How Is Force Distributed Between Three Boxes on a Frictionless Surface?

[dlthompson81]

Homework Statement

Three boxes are in contact and resting on a horizontal, frictionless surface. One box has mass m, the middle box has mass 2m, and the third box has mass 3m. A horizontal force of magnitude F is applied to the first box, and the three boxes slide together across the surface.

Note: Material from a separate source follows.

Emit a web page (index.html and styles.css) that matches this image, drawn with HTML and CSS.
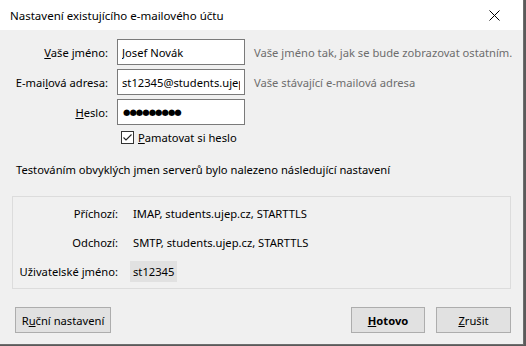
FILE: index.html
```html
<!DOCTYPE html>
<html lang="cs">
<head>
  <meta charset="UTF-8" />
  <title>Nastavení existujícího e-mailového účtu</title>
  <link rel="stylesheet" href="styles.css">
</head>
<body>
  <div class="window">
    <div class="titlebar">
      <span class="title">Nastavení existujícího e-mailového účtu</span>
      <span class="close">
        <svg width="11" height="11" viewBox="0 0 11 11"><path d="M0.5 0.5L10.5 10.5M10.5 0.5L0.5 10.5" stroke="#000" stroke-width="1" fill="none"/></svg>
      </span>
    </div>

    <div class="content">
      <div class="form">
        <label class="lbl"><u>V</u>aše jméno:</label>
        <input class="field" type="text" value="Josef Novák">
        <span class="hint">Vaše jméno tak, jak se bude zobrazovat ostatním.</span>

        <label class="lbl">E-mai<u>l</u>ová adresa:</label>
        <input class="field" type="text" value="st12345@students.ujep.cz">
        <span class="hint">Vaše stávající e-mailová adresa</span>

        <label class="lbl"><u>H</u>eslo:</label>
        <div class="field dots">●●●●●●●●●</div>
        <span></span>

        <span></span>
        <label class="check">
          <span class="box">
            <svg width="13" height="13" viewBox="0 0 13 13"><rect x="0.5" y="0.5" width="12" height="12" fill="#fff" stroke="#333"/><path d="M2.5 6.5L5 9L10.5 3.5" stroke="#222" stroke-width="1.1" fill="none"/></svg>
          </span>
          <span><u>P</u>amatovat si heslo</span>
        </label>
        <span></span>
      </div>

      <p class="note">Testováním obvyklých jmen serverů bylo nalezeno následující nastavení</p>

      <div class="group">
        <span class="glbl">Příchozí:</span>
        <span class="gval">IMAP, students.ujep.cz, STARTTLS</span>
        <span class="glbl">Odchozí:</span>
        <span class="gval">SMTP, students.ujep.cz, STARTTLS</span>
        <span class="glbl">Uživatelské jméno:</span>
        <span class="gval"><span class="chip">st12345</span></span>
      </div>

      <div class="buttons">
        <button class="btn manual">R<u>u</u>ční nastavení</button>
        <span class="spacer"></span>
        <button class="btn done"><u>H</u>otovo</button>
        <button class="btn cancel"><u>Z</u>rušit</button>
      </div>
    </div>
  </div>
</body>
</html>
```

FILE: styles.css
```css
body {
  margin: 0;
  background: #5a5a5a;
  font-family: 'Noto Sans', 'Open Sans', sans-serif;
  font-size: 11.2px;
  color: #000;
}

.window {
  width: 523px;
  height: 344px;
  border-right: 1px solid #6e6e6e;
  border-bottom: 1px solid #6e6e6e;
  background: #f0f0f0;
  display: flex;
  flex-direction: column;
}

.titlebar {
  height: 30px;
  background: #fff;
  display: flex;
  align-items: center;
  padding-left: 10px;
  padding-right: 23px;
}

.title {
  flex: 1;
  font-size: 11.5px;
}

.close {
  display: flex;
  margin-top: 1px;
}

.content {
  padding: 9px 12px 0 12px;
}

.form {
  display: grid;
  grid-template-columns: 96px 128px 1fr;
  column-gap: 9px;
  row-gap: 4px;
  align-items: center;
}

.lbl {
  text-align: right;
  white-space: nowrap;
}

.field {
  box-sizing: border-box;
  width: 128px;
  height: 26px;
  margin: 0;
  padding: 0 4px;
  border: 1px solid #7a7a7a;
  background: #fff;
  font-family: inherit;
  font-size: 11.2px;
  color: #000;
  outline: none;
}

.dots {
  display: flex;
  align-items: center;
  font-family: 'DejaVu Sans', sans-serif;
  font-size: 8.5px;
  letter-spacing: -1px;
  padding-left: 5px;
}

.hint {
  color: #6d6d6d;
  white-space: nowrap;
}

.check {
  display: flex;
  align-items: center;
  gap: 4px;
  height: 16px;
  padding-left: 4px;
}

.box {
  display: flex;
}

.note {
  margin: 17px 0 0 4px;
  line-height: 16px;
}

.group {
  margin-top: 18px;
  height: 93px;
  box-sizing: border-box;
  border: 1px solid #dcdcdc;
  padding: 5px 0 0 0;
  display: grid;
  grid-template-columns: 105px auto;
  grid-auto-rows: 22px;
  column-gap: 12px;
  row-gap: 7px;
  align-items: center;
}

.glbl {
  text-align: right;
}

.gval {
  padding-left: 3px;
  display: flex;
  align-items: center;
  height: 22px;
}

.chip {
  background: #e1e1e1;
  margin-left: -3px;
  padding: 0 3px;
  height: 21px;
  display: flex;
  align-items: center;
}

.buttons {
  display: flex;
  margin-top: 18px;
  padding-left: 3px;
  gap: 11px;
}

.spacer {
  flex: 1;
}

.btn {
  height: 26px;
  box-sizing: border-box;
  border: 1px solid #adadad;
  background: #e1e1e1;
  font-family: inherit;
  font-size: 11.2px;
  color: #000;
  padding: 0;
}

.manual {
  width: 96px;
}

.done {
  width: 74px;
  font-weight: bold;
}

.cancel {
  width: 75px;
}
```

Find the force box 2 exerts backward on box 1 as the boxes accelerate across the table, in terms entirely of F.

Homework Equations

F=MA

The Attempt at a Solution

I already know the answer to this is 5/6. The teacher went over it in class, but I don't fully understand it. Can anyone help me out with an explanation of how exactly it works? It would be much appreciated. I have a midterm Monday, and I'm sure this will be on it. Thanks for the help.

 

[PhanthomJay]

The answer is 5/6 (F).

Can you find the acceleration of the system of blocks in terms of F and m? Then draw a free body diagram of block 1. This is essential. In a free body diagram, you show all forces acting on the block. These forces are contact forces like applied forces, friction, normal forces, as well as action at a distance forces like gravity (weight) forces. Once you identify these forces, use Newton's laws. In this FBD of block 1, apply Newton's 2nd law in the x direction to solve for the force of block 2 on block 1.

 

[dlthompson81]

Ok I think I may have this figured out.

The acceleration is A=F/6M

The force exerted back on block 1 is 5/6.

So that is the mass of 2 and 3 which is 5M * A

5M(F/6M) = 5/6F

So, for say the force exerted back on block 2 from block 3 it would be:

3M(F/6M)= 3/6F Is that right or am I still lost?

 

[PhanthomJay]

Ok I think I may have this figured out.

The acceleration is A=F/6M

yes, good.

The force exerted back on block 1 is (5/6)(F)[/color].

That answer was given you by the teacher..you are trying to find it, not know it.

So that is the mass of 2 and 3 which is 5M * A

5M(F/6M) = 5/6F

So, for say the force exerted back on block 2 from block 3 it would be:

3M(F/6M)= 3/6F Is that right or am I still lost?

You went from trying to find the force of block 2 on 1, to finding the force of block 3 on 2? You must pretend no answer was given you. Look at block 1. There is an applied force F acting on it to the right, and a force of block 2 on 1 acting to the left. What is the net force acting on block 1? Then F_net =mA, where you calculated A correctly. Solve for the force of 2 on 1. Now see if you get the correct answer, as was given to you by the teacher.